To start, I was served the fig salad with burrata & raddiccio in a lovely sweet and savory vinaigrette. Surprisingly, the portion size of the salad was quite large. Blue Velvet is notorious for small portions. This was pretty delicious. I loved the texture of the burrata with the figs, and the dressing ensured that the dish was not lacking in intense flavor due to the subtle nature of the figs and cheese.

My personal song writer ordered linguine with clams to start, and I cannot remember having has a better bite of was al dente, house made (I think) and the clams were fresh, in the shell. It was a lovely little dish, and perfect for a starter. I think it would have been too rich for a main course.

As an entree, (Why do they call it an entree? It is not the start of the meal. Whatever.) I had the wild boar. I love wild boar because it is both gamier and more lean than regular pig. I love it. Love love love it. This time it came served rare over a small bed of what I think was creamed spinach, with a couple of nice swooches of pureed sweet potato on the sides of the plate. Nom nom nom!!!

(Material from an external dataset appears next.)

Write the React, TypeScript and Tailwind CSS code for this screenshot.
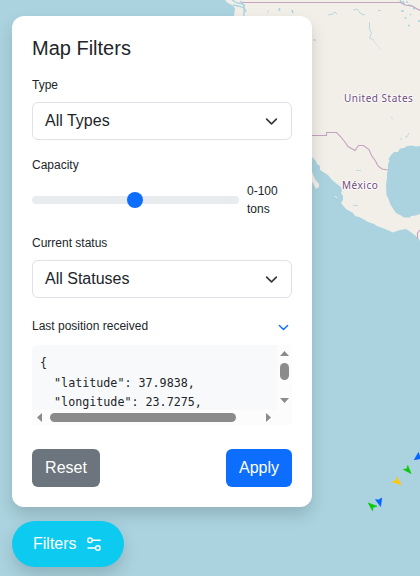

The composer ordered the dayboat scallops, as usual. These were, well I have no idea what these were served with. I looked at them and they were purdy. But really, I have no clue.

We skipped out on dessert, being full as ticks. We had come as much for the food as for the promised entertainment, but said entertainment never materialized. We had been promised a fire eater, a glass walker, and other circus acts on the gorgeous patio between the fire and the pool. The outdoor space of the restaurant is a HUGE selling point, it is nothing short of remarkable. There is a large pool, an outdoor firepit with banquette, and a beautiful view of downtown Los Angeles and requisite palm trees.

We didn't leave until close to ten, and there was nothing more amusing outside than merry makers in various forms of Halloween costume. Sigh. It's just as well. I fell asleep in the car, as usual.